** JOB **
Please list all lines of the material below in which the string "React" occurs.

** RAW DATA **

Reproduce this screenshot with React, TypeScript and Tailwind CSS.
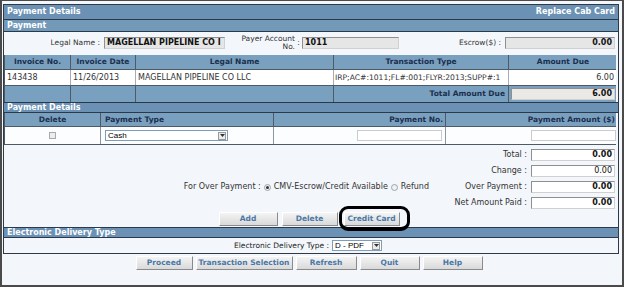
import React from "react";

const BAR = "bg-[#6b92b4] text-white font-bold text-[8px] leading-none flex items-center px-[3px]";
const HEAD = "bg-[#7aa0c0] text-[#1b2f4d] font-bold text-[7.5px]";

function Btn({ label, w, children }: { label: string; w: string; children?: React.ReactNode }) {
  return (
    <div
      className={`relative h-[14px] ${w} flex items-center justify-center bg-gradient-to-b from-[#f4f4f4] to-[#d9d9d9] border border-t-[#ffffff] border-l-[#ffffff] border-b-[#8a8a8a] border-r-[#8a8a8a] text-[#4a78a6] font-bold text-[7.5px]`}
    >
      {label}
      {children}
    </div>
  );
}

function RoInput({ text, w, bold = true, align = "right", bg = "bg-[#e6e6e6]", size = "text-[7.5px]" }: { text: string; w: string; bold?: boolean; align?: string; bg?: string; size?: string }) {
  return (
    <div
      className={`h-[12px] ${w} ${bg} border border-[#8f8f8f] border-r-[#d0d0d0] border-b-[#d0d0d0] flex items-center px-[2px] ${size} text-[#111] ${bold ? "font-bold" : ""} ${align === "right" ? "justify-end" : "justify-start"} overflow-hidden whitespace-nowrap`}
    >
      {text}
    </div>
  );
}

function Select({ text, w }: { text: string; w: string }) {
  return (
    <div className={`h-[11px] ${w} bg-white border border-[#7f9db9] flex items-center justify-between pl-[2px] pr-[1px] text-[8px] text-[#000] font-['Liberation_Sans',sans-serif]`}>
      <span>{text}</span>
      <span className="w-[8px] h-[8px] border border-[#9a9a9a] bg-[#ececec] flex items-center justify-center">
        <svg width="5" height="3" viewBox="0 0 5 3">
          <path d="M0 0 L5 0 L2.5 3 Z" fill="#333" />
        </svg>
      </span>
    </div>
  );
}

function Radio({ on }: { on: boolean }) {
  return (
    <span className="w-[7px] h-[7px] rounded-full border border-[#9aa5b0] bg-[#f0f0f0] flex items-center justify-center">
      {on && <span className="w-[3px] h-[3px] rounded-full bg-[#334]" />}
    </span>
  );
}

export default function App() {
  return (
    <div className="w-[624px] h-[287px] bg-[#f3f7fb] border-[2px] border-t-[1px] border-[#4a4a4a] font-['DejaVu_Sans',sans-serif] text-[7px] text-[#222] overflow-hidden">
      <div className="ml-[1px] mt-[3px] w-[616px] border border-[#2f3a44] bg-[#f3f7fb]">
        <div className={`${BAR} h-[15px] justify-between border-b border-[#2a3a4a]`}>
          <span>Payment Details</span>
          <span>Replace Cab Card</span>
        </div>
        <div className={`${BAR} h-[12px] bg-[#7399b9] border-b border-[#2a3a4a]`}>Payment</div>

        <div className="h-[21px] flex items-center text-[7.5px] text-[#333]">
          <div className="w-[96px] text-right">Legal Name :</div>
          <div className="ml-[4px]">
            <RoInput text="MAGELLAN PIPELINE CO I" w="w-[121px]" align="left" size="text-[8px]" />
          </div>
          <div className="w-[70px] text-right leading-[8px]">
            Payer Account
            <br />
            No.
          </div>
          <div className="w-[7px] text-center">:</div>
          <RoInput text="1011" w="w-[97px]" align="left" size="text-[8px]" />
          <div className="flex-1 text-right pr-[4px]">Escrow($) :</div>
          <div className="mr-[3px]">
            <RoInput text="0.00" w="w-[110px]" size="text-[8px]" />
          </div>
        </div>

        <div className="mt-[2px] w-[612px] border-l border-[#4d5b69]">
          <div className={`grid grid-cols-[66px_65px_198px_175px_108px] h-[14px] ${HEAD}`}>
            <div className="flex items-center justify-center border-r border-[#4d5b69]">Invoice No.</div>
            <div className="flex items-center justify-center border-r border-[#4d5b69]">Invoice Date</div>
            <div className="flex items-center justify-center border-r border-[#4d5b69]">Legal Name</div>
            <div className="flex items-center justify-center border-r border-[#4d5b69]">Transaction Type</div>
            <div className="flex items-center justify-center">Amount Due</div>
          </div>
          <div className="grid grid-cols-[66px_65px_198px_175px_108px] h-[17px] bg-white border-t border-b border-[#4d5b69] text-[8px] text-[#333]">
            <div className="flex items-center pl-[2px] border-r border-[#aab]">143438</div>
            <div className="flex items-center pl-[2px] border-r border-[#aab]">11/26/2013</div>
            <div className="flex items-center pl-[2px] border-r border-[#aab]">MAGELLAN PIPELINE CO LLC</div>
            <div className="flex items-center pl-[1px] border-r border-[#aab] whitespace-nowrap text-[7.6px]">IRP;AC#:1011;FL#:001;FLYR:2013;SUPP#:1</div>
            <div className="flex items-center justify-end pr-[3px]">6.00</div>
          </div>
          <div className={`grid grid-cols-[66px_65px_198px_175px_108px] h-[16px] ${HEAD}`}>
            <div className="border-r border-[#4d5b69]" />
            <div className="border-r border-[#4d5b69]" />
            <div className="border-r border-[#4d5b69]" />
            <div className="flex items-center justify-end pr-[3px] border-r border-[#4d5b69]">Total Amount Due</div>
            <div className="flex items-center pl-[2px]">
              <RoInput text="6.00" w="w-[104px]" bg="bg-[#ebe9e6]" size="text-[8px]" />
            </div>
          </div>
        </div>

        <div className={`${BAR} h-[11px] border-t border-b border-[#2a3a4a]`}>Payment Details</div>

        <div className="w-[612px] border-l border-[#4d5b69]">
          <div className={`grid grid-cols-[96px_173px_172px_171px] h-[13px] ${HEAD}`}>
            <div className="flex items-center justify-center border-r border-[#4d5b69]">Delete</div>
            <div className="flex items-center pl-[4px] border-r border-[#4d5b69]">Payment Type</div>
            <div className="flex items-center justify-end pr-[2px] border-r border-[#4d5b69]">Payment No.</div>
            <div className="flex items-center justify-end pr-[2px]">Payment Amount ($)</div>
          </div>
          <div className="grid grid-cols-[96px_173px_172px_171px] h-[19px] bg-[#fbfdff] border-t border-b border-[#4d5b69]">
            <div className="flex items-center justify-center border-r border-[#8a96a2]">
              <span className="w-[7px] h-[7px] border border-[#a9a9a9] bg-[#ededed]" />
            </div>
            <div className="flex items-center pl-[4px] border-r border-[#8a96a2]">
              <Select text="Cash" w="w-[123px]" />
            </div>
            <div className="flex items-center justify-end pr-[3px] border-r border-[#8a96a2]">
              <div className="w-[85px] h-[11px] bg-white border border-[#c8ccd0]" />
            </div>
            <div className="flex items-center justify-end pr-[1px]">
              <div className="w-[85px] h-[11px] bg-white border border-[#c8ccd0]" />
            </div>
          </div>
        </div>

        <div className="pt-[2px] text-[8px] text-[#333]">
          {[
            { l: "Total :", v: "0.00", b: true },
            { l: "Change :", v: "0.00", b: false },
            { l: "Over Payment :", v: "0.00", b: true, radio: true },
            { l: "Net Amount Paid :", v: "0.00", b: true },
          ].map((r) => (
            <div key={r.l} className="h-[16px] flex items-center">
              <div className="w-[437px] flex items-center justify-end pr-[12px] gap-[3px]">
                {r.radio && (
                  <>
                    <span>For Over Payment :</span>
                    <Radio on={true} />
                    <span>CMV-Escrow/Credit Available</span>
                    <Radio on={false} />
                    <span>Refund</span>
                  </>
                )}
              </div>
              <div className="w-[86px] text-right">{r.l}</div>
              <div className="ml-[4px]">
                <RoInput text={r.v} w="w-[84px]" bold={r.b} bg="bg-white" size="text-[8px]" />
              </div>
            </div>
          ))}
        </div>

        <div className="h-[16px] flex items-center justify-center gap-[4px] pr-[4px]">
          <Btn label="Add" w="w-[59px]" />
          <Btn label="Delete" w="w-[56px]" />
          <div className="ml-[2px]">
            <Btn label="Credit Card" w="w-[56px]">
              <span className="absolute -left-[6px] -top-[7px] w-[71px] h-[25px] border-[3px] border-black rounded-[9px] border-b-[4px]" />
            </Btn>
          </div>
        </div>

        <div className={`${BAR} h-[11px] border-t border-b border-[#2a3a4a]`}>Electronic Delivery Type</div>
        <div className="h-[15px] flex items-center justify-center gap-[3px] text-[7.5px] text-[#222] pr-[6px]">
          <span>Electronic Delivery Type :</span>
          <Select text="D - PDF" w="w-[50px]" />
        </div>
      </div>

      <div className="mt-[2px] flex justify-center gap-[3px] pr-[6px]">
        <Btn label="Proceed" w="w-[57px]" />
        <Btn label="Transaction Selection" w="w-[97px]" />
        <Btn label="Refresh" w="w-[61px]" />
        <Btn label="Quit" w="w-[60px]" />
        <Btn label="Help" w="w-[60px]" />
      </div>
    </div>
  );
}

** EXERCISE ANSWER **
Reproduce this screenshot with React, TypeScript and Tailwind CSS.
import React from "react";
function Btn({ label, w, children }: { label: string; w: string; children?: React.ReactNode }) {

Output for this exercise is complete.